WHAT IS REQUIRED
Keep only the lines of the listing that include the word "styles", and copy them.

=======

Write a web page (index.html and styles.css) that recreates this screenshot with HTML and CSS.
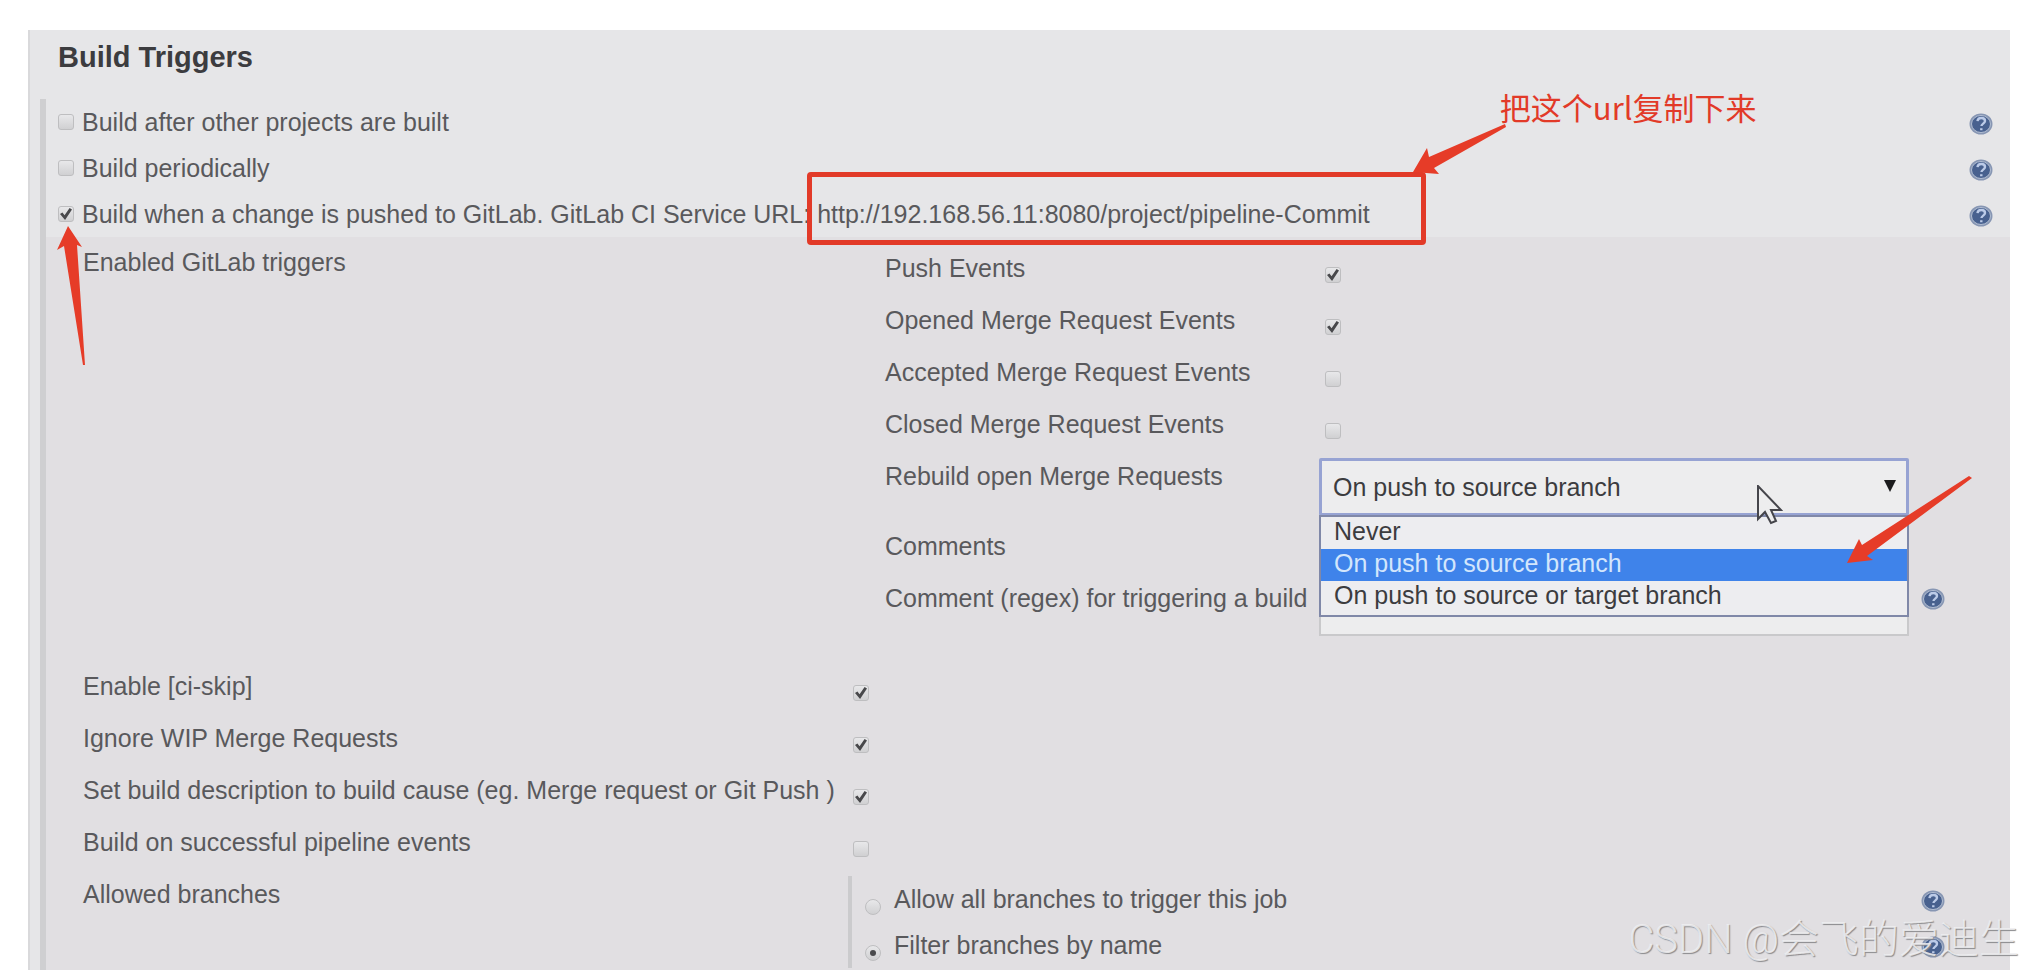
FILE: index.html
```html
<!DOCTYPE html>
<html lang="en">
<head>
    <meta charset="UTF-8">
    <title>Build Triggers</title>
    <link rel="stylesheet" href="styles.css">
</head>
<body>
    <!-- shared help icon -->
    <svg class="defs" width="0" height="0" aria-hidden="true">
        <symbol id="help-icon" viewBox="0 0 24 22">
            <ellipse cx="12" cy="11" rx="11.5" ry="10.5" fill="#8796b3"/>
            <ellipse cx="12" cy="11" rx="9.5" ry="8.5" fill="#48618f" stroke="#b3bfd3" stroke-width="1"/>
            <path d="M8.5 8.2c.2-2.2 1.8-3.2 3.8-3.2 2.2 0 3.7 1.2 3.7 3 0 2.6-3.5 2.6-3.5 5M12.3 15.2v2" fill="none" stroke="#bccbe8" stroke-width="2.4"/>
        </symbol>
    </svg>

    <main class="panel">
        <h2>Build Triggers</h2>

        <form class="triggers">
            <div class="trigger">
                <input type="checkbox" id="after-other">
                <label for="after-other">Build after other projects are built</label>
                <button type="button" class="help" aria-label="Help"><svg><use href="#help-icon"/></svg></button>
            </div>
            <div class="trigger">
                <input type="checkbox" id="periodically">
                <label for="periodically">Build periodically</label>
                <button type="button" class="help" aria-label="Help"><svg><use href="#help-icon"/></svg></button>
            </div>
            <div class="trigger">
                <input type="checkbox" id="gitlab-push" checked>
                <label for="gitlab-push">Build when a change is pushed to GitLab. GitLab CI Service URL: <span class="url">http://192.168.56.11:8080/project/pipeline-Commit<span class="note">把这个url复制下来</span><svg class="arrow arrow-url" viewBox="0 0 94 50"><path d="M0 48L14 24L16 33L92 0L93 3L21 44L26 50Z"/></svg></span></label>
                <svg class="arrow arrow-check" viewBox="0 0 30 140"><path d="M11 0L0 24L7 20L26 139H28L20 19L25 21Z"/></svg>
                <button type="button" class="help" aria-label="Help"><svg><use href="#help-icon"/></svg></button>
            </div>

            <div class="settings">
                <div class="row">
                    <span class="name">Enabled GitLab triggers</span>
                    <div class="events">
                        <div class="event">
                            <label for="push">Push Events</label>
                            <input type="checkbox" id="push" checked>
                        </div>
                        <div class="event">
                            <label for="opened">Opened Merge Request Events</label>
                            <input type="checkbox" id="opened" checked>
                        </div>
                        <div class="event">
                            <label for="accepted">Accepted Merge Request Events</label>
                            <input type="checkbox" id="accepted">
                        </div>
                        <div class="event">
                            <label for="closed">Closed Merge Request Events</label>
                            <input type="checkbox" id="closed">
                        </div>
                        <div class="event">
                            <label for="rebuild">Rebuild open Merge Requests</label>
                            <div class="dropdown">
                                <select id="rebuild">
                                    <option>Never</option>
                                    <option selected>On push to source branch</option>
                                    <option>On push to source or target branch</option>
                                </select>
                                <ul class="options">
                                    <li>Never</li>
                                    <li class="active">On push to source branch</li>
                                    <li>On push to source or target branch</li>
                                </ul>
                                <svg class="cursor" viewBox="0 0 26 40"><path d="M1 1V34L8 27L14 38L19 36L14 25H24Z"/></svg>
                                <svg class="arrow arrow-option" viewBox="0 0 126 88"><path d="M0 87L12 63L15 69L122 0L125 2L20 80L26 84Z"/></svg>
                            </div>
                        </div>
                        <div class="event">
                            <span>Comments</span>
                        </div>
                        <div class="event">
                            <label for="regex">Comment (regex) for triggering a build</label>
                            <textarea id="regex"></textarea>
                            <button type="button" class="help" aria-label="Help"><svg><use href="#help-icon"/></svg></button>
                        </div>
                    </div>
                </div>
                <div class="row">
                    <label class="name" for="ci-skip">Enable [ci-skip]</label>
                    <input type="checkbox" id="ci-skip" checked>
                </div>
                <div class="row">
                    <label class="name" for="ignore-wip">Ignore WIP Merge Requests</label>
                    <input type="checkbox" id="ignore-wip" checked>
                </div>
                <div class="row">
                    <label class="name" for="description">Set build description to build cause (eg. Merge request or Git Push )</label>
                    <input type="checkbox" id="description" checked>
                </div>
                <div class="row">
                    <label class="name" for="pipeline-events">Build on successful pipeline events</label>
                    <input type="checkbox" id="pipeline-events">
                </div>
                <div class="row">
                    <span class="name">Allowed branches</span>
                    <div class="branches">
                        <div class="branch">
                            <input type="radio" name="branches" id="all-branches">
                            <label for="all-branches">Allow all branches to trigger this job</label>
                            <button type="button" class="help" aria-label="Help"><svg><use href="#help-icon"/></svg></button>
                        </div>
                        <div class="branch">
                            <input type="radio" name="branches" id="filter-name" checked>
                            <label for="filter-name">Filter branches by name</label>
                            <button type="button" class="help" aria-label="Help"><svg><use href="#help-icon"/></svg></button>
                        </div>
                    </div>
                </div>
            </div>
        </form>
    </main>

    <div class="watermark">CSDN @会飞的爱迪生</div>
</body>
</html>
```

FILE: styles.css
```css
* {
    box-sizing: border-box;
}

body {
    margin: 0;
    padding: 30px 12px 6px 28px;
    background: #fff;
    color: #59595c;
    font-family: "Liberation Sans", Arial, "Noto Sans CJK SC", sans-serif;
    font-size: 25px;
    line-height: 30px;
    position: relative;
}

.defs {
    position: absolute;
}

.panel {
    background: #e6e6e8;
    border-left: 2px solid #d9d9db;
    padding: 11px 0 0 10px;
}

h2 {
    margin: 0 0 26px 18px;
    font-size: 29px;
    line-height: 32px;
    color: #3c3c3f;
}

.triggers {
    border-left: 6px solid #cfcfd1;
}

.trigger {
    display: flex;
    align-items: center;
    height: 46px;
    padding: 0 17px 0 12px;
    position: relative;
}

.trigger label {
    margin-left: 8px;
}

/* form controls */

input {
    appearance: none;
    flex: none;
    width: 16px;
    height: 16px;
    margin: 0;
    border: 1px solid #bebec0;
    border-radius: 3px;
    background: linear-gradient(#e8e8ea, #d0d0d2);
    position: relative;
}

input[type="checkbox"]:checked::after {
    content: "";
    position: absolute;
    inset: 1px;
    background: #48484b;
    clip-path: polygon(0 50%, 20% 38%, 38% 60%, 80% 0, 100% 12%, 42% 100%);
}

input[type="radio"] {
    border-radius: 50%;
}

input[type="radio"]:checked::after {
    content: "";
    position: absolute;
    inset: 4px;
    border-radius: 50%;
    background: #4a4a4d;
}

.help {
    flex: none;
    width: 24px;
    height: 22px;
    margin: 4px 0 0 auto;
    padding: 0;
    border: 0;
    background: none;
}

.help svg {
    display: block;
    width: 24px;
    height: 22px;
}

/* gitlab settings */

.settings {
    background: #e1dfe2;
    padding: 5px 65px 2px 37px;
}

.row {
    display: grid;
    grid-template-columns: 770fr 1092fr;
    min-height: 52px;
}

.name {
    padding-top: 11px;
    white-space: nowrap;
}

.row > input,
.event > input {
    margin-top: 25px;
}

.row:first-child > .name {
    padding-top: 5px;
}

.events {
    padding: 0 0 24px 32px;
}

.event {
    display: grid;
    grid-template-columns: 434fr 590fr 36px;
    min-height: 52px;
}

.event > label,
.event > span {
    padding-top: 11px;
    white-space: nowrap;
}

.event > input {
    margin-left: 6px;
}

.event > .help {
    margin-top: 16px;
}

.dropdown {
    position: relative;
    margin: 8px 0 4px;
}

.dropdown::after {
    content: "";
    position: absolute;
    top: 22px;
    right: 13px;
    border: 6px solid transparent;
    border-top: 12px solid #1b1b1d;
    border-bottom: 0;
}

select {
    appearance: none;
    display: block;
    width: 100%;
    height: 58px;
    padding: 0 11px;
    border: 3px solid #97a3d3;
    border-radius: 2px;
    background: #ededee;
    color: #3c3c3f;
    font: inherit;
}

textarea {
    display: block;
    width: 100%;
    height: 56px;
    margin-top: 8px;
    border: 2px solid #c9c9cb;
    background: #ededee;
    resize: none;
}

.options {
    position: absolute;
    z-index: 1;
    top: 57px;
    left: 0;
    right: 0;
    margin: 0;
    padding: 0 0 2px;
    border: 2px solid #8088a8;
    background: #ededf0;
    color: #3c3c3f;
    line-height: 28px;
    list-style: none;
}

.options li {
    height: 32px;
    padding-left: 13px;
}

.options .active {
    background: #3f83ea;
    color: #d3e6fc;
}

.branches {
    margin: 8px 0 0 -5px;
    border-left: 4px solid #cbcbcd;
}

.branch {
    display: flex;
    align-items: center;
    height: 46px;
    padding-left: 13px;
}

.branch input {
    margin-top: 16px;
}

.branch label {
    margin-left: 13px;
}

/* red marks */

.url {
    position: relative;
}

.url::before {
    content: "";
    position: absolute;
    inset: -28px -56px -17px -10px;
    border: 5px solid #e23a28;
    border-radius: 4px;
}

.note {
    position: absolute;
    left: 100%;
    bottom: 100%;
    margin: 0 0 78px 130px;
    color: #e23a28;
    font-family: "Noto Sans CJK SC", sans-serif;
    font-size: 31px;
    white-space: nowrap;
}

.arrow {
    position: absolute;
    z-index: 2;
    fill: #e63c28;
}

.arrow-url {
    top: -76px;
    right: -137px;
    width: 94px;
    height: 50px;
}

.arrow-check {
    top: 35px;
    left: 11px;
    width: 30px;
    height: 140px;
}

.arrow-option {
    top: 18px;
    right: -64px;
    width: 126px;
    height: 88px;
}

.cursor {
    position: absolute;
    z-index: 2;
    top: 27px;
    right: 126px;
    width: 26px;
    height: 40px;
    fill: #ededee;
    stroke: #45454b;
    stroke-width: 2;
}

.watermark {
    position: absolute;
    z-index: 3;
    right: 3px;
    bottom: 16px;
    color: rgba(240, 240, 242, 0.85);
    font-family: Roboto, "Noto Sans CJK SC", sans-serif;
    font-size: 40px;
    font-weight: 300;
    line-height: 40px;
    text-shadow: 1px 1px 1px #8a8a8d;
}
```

=======

FULL OUTPUT
Write a web page (index.html and styles.css) that recreates this screenshot with HTML and CSS.
    <link rel="stylesheet" href="styles.css">
FILE: styles.css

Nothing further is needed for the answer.